There are more rumors and smokescreens about trades than there are about the draft itself. Do you think there’s a player on the Cleveland Browns that hasn’t thought he may wake up on draft day and be traded? Getting the willingness to trade out on the street will drive phone calls to the Browns this week, and that’s good for business.
Of course, each trade affects the rest of the draft. The Bills weren’t thinking left tackle at the No. 11 spot a week ago, but now they have to be considering Michael Oher with Eugene Monroe, Jason Smith and Andre Smith probably gone by then. And what does that do to the teams below Buffalo that thought they had a shot at Oher?
Another smokescreen that has to be figured out is the veteran signing. Sure, the Saints signed safety Darren Sharper, but the length of the deal indicates they might take a defensive back like Malcolm Jenkins anyway.

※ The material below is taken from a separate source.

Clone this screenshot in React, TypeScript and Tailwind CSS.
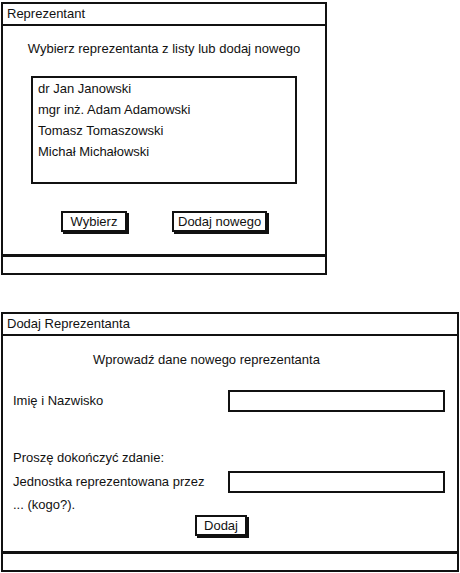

This is a week in which clubs can say a lot by saying nothing at all, agents can float rumors and even the draft-eligible players can be in on the ruse without knowing it. Ask a player about his visit to a club and he can convince you that the team didn’t like him or that they fell in love with him. Joe Flacco told me he worked out Maryland wide receiver Darrius Heyward-Bey but that he couldn’t make the Hakeem Nicks workout. Does that mean the team is less interested in Nicks? I had a well-respected personnel director tell me that Eugene Monroe’s knee was a problem. Another GM told me there was no issue with Monroe’s knee. Who’s telling the truth?
We’ll get some answers this weekend.